My sense is that our track record when saying "this may never
have any value..." has been rotten.  The people, or
implementers, who think they need additional capabilities just
ignore such constraints and do their own thing, typically in a
way that creates confusion rather than interoperability.    If
we were going to do anything along those lines, it would be
better to lay out some minimal syntax with no semantics and then
reserve it for future extension and explain why the reservation
is needed and specify what to do if a current-technology server
implementation encounters a use of the extended syntax.  

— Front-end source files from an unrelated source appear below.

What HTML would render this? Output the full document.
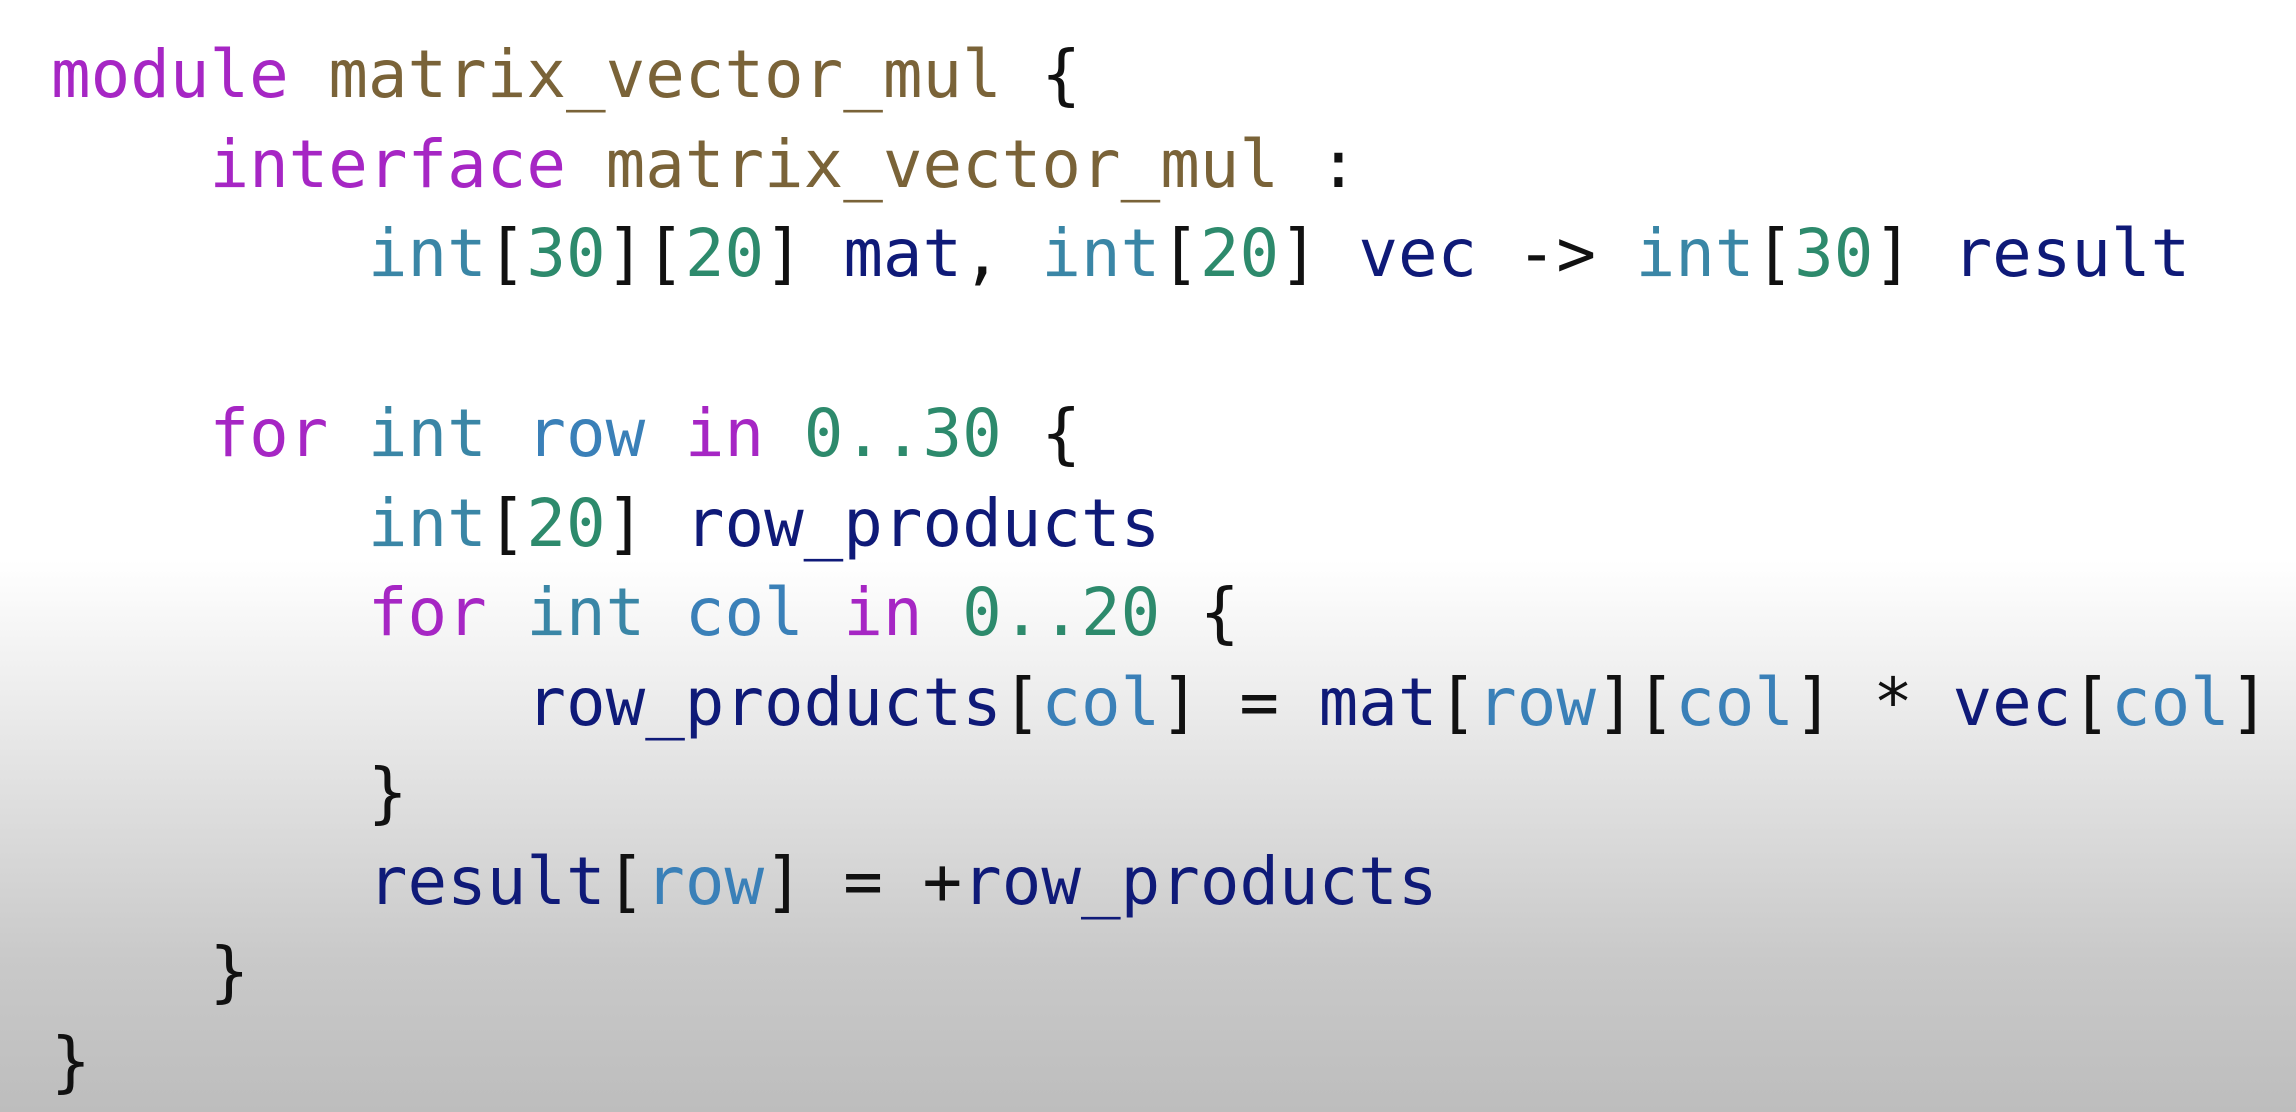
<!DOCTYPE html>
<html><head><meta charset="utf-8"><style>
html,body{margin:0;padding:0;}
body{width:2296px;height:1112px;overflow:hidden;background:linear-gradient(to bottom,#ffffff 0px,#ffffff 560px,#e4e4e4 760px,#c9c9c9 960px,#bdbdbd 1112px);}
pre{position:absolute;left:51px;top:30px;margin:0;font-family:"DejaVu Sans Mono","Liberation Mono",monospace;font-size:65.8px;line-height:89.7px;color:#111;}
.k{color:#a626c4}.m{color:#7a6338}.t{color:#3a86a6}.n{color:#2d8a6c}.v{color:#0f1a78}.l{color:#3a80b8}
</style></head><body>
<pre><span class="k">module</span> <span class="m">matrix_vector_mul</span> {
    <span class="k">interface</span> <span class="m">matrix_vector_mul</span> :
        <span class="t">int</span>[<span class="n">30</span>][<span class="n">20</span>] <span class="v">mat</span>, <span class="t">int</span>[<span class="n">20</span>] <span class="v">vec</span> -&gt; <span class="t">int</span>[<span class="n">30</span>] <span class="v">result</span>

    <span class="k">for</span> <span class="t">int</span> <span class="l">row</span> <span class="k">in</span> <span class="n">0..30</span> {
        <span class="t">int</span>[<span class="n">20</span>] <span class="v">row_products</span>
        <span class="k">for</span> <span class="t">int</span> <span class="l">col</span> <span class="k">in</span> <span class="n">0..20</span> {
            <span class="v">row_products</span>[<span class="l">col</span>] = <span class="v">mat</span>[<span class="l">row</span>][<span class="l">col</span>] * <span class="v">vec</span>[<span class="l">col</span>]
        }
        <span class="v">result</span>[<span class="l">row</span>] = +<span class="v">row_products</span>
    }
}</pre>
</body></html>
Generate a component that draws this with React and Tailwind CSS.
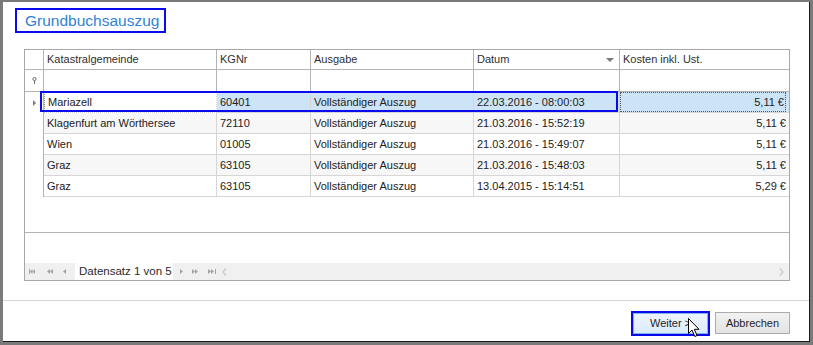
import React from "react";

const rows = [
  ["Mariazell", "60401", "Vollständiger Auszug", "22.03.2016 - 08:00:03", "5,11 €"],
  ["Klagenfurt am Wörthersee", "72110", "Vollständiger Auszug", "21.03.2016 - 15:52:19", "5,11 €"],
  ["Wien", "01005", "Vollständiger Auszug", "21.03.2016 - 15:49:07", "5,11 €"],
  ["Graz", "63105", "Vollständiger Auszug", "21.03.2016 - 15:48:03", "5,11 €"],
  ["Graz", "63105", "Vollständiger Auszug", "13.04.2015 - 15:14:51", "5,29 €"],
];

const Tri = ({ dir = "left", className = "" }) => (
  <svg width="3" height="5" viewBox="0 0 3 5" className={className}>
    {dir === "left" ? (
      <polygon points="3,0 0,2.5 3,5" fill="#a3a3a3" />
    ) : (
      <polygon points="0,0 3,2.5 0,5" fill="#a3a3a3" />
    )}
  </svg>
);

function Navigator() {
  return (
    <div className="flex items-center h-[17px] bg-[#f0f0f0]">
      <svg width="6" height="5" viewBox="0 0 6 5" className="ml-[4px]">
        <rect x="0" y="0" width="1" height="5" fill="#a3a3a3" />
        <polygon points="3.5,0 1,2.5 3.5,5" fill="#a3a3a3" />
        <polygon points="6,0 3.5,2.5 6,5" fill="#a3a3a3" />
      </svg>
      <svg width="6" height="5" viewBox="0 0 6 5" className="ml-[12px]">
        <polygon points="3,0 0,2.5 3,5" fill="#a3a3a3" />
        <polygon points="6,0 3,2.5 6,5" fill="#a3a3a3" />
      </svg>
      <Tri dir="left" className="ml-[10px]" />
      <div className="ml-[9px] w-[98px] h-[17px] bg-white flex items-center pl-[4px] text-[11.5px] text-[#2b2b2b] leading-none">
        Datensatz 1 von 5
      </div>
      <Tri dir="right" className="ml-[7px]" />
      <svg width="6" height="5" viewBox="0 0 6 5" className="ml-[9px]">
        <polygon points="0,0 3,2.5 0,5" fill="#a3a3a3" />
        <polygon points="3,0 6,2.5 3,5" fill="#a3a3a3" />
      </svg>
      <svg width="8" height="5" viewBox="0 0 8 5" className="ml-[10px]">
        <polygon points="0,0 3,2.5 0,5" fill="#a3a3a3" />
        <polygon points="3,0 6,2.5 3,5" fill="#a3a3a3" />
        <rect x="7" y="0" width="1" height="5" fill="#a3a3a3" />
      </svg>
      <svg width="5" height="8" viewBox="0 0 5 8" className="ml-[6px]">
        <polyline points="4,0.5 1,4 4,7.5" fill="none" stroke="#c9c9c9" strokeWidth="1.3" />
      </svg>
      <div className="flex-1" />
      <svg width="5" height="8" viewBox="0 0 5 8" className="mr-[5px]">
        <polyline points="1,0.5 4,4 1,7.5" fill="none" stroke="#c9c9c9" strokeWidth="1.3" />
      </svg>
    </div>
  );
}

function Grid() {
  const cols = "grid grid-cols-[19px_173px_94px_163px_146px_169px]";
  const hcell = "h-[20px] border-b border-r border-[#b4b4b4] flex items-center px-[3px] text-[#303030]";
  const fcell = "h-[22px] border-b border-r border-[#b4b4b4]";
  return (
    <div className="relative ml-[21px] mt-[16px] w-[766px] h-[232px] border border-[#a8a8a8] text-[11px] leading-none" style={{ fontFamily: '"Liberation Sans", Arial, sans-serif' }}>
      {/* header */}
      <div className={cols}>
        <div className={hcell} />
        <div className={hcell}>Katastralgemeinde</div>
        <div className={hcell}>KGNr</div>
        <div className={hcell}>Ausgabe</div>
        <div className={hcell + " justify-between"}>
          <span>Datum</span>
          <svg width="8" height="4" viewBox="0 0 8 4" className="mr-[2px]">
            <polygon points="0,0 8,0 4,4" fill="#7a7a7a" />
          </svg>
        </div>
        <div className={hcell.replace("border-r ", "")}>Kosten inkl. Ust.</div>
      </div>
      {/* filter row */}
      <div className={cols}>
        <div className={fcell + " flex items-center justify-center"}>
          <svg width="5" height="7" viewBox="0 0 5 7">
            <circle cx="2.5" cy="2" r="1.6" fill="none" stroke="#6a6a6a" strokeWidth="1" />
            <line x1="2.5" y1="3.6" x2="2.5" y2="7" stroke="#6a6a6a" strokeWidth="1" />
          </svg>
        </div>
        <div className={fcell} />
        <div className={fcell} />
        <div className={fcell} />
        <div className={fcell} />
        <div className={fcell.replace("border-r ", "")} />
      </div>
      {/* data rows */}
      {rows.map((r, i) => {
        const sel = i === 0;
        const alt = i % 2 === 1;
        const bg = sel ? "bg-[#cde4f7]" : alt ? "bg-[#f7f7f7]" : "bg-white";
        const cell = `h-[21px] border-b border-r border-[#d6d6d6] flex items-center px-[3px] text-[#222] whitespace-nowrap overflow-hidden ${bg}`;
        return (
          <div key={i} className={cols}>
            <div className="h-[21px] border-r border-[#b4b4b4] bg-white flex items-center justify-center">
              {sel && (
                <svg width="3" height="6" viewBox="0 0 3 6" className="ml-[1px]">
                  <polygon points="0,0 3,3 0,6" fill="#7a7a7a" />
                </svg>
              )}
            </div>
            <div className={sel ? "h-[21px] border-b border-r border-[#d6d6d6] flex items-center px-[3px] text-[#222] bg-white border-l border-l-[#888] border-dotted" : cell}>
              {r[0]}
            </div>
            <div className={cell}>{r[1]}</div>
            <div className={cell}>{r[2]}</div>
            <div className={cell}>{r[3]}</div>
            <div className={`h-[21px] border-b border-[#d6d6d6] flex items-center justify-end pr-[3px] text-[#222] ${bg}`}>
              {sel ? (
                <div className="w-full h-full border border-dotted border-[#555] flex items-center justify-end pr-[1px]">{r[4]}</div>
              ) : (
                r[4]
              )}
            </div>
          </div>
        );
      })}
      {/* empty area */}
      <div className="h-[36px] border-b border-[#b4b4b4]" />
      <div className="h-[30px]" />
      <Navigator />
      {/* highlight overlay */}
      <div className="absolute left-[15px] top-[41px] w-[578px] h-[21px] border-2 border-[#0a0aef] pointer-events-none" />
    </div>
  );
}

export default function App() {
  return (
    <div className="w-[813px] h-[345px] bg-[#7a7a7a] pl-[3px] pt-[2px] pr-[3px] pb-[3px]" style={{ fontFamily: '"Liberation Sans", Arial, sans-serif' }}>
      <div className="w-full h-full bg-white border-r border-b border-[#1a1a1a] flex flex-col">
        <div className="ml-[12px] mt-[6px] w-[151px] h-[25px] border-2 border-[#0a0aef] flex items-center pl-[8px]">
          <span className="text-[15.5px] text-[#2f82d4] leading-none">Grundbuchsauszug</span>
        </div>
        <Grid />
        <div className="mt-[19px] h-px bg-[#d6d6d6]" />
        <div className="mt-[10px] flex justify-end items-start pr-[19px] text-[11px] text-[#1e1e1e]">
          <div className="relative w-[79px] h-[25px] border-2 border-[#0a0aef]">
            <div className="w-full h-full border border-[#7eb4ea] bg-gradient-to-b from-[#ecf4fc] to-[#dcecfc] flex items-center justify-center">
              Weiter &gt;
            </div>
            <svg width="13" height="21" viewBox="0 0 13 21" className="absolute left-[55px] top-[5px]">
              <path d="M0.5 0.5 L0.5 15.5 L4 12 L6.8 18.5 L9 17.5 L6.3 11.3 L11 11.3 Z" fill="#fff" stroke="#000" strokeWidth="1" strokeLinejoin="miter" />
            </svg>
          </div>
          <div className="ml-[5px] mt-[1px] w-[75px] h-[22px] border border-[#acacac] bg-gradient-to-b from-[#f2f2f2] to-[#e3e3e3] flex items-center justify-center">
            Abbrechen
          </div>
        </div>
      </div>
    </div>
  );
}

So, if one wants to try to keep the spec to a single bit (at
least until some other consensus emerges), it would probably be
best to specify a parameter field (see
draft-snell-http-prefer-18), to specify that it is reserved for
future expansion and semantics, and even to require that, should
a non-null parameter field appear, it most contain a version
number and, for now, a value of 0 and nothing else and that a
server encountering a non-zero version number or parameter field
not containing such a version number must treat the field as
missing.  If one wanted to be really aggressive about that, one
might require that a server encountered a non-empty,
none-version-zero parameter would return an error message rather
than any web content.   

That is a bit extreme but, if we really want to "stop them from
doing their own...", that would probably do it where "never have
any value..." would not.

Stephen,

I don't see the Chinese issue as particularly relevant to this
proposed extension.  Their current policy, at least as widely
reported outside China, is "nothing is allowed on the network
that is not 'safe' as we define it".  The presence of a header
that says "I prefer 'safe'" would have no impact at all,
positive or negative, on such a policy since there is already a
policy requiring that sites emit only "safe" material (whether
the header is present or not).  It would be different if there
were no precedent for sites returning different, or a more
restrictive set of, material for different types of users but
the sites Mark identifies have already shown both the ability
and willingness to do that.   

FWIW, while the definition of "safe" varies, the perceived
Chinese requirement/behavior is not, AFAICT, significantly
different from that advocated by various "conservative" or
Internet-afraid legislators around the world.  I'm afraid of
those legislators, but I don't see how this header would affect
them one way or the other.  In that regard, it is somewhat like
the evil bit of RFC 3514 and far more like the claims that
ICANN's delegation of the XXX TLD would make the Internet safe
for children and others who didn't want to be exposed to
pornography.  I don't expect this header to be very useful, but
suspect that standardizing it, with appropriate disclaimers,
might turn out to be better than leaving each system to figure
out its own format and implied semantics.